RUGTemur ScapeshiftGUR
UWRJeskai ControlRWU
UGUG InfectGU
That's definitely possible. We will have to see what's happening on 3/2 when we update again.
But for now, I realize that this discussion shouldn't really be happening here. This is for deck development, not for discussions of metagame classifications. So if anyone else wants to talk about the system we use, how the system might be changed, or other related issues, please do so in the metagame discussion thread.
http://www.mtgsalvation.com/forums/the-game/modern/566735-modern-metagame-breakdown-and-discussion-updated-2
yeah, i have a few more college degrees than the average magic player
http://en.wikipedia.org/wiki/Analogy
i'll keep the vocab limited
Honestly, it was one of the most poorly worded analogies I have seen in a while. Given that in your analogy Wizards never actually defined an inch, the whole comparison was ridiculous from the start.
If you want to discuss this topic or any related topics further, I'll be happy to continue in the metagame thread. If you keep discussing it here, you are getting an infraction.
http://www.mtgsalvation.com/forums/the-game/modern/566735-modern-metagame-breakdown-and-discussion-updated-2
I was playing one copy of Become Immense for a while prior to the PT, and afterwards I tried going up to two and I've liked it. My games generally play out so that I can cast one, and I want to draw exactly that many every game. I'm currently splitting it 2-1 with Groundswell, and would agree that four is definitely too many.

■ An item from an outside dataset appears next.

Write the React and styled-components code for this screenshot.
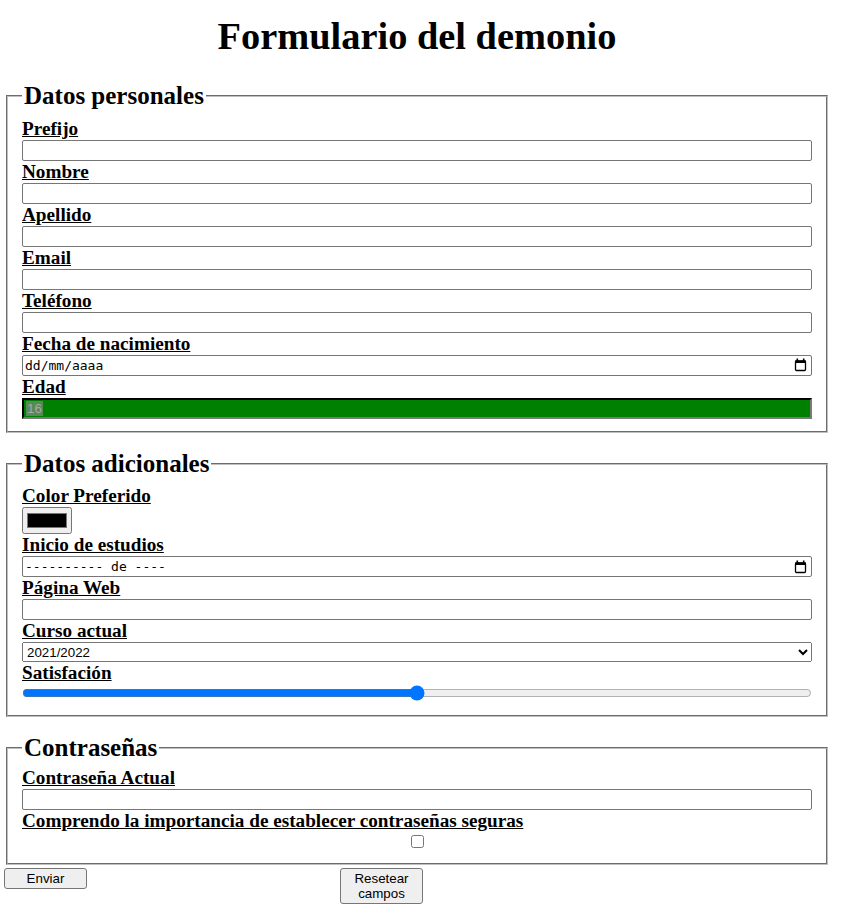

Regarding the PT games, I feel like misplays hurt the players more than their card choices did. Finkel made one blunder against Sam Black that likely kept him out of Top 8, but casting BI was no problem at all for him or Bursavich. If you can link a game where it was a problem my opinion could change on that.
RUGTemur ScapeshiftGUR
UWRJeskai ControlRWU
UGUG InfectGU
check his twitter
he would have won the game but the judge grabbed the dice that was marking poison for austin near the lifepad (did not write it down) so austin assumed his opponent was at 0
nice college degrees bro
I played BUG Infect at the Pro Tour and loved my list. I wrote a tournament report on the deck:
http://manadeprived.com/captains-log-16-first-pro-tour/
Did you ever feel like Become Immense was a liability? I'm currently playing two, and three feels like a lot.
The Illness in the Ranks sounds sweet against Lingering Souls. Any consideration to upping the Distortion Strike in the main to make room for discard spells in its slot?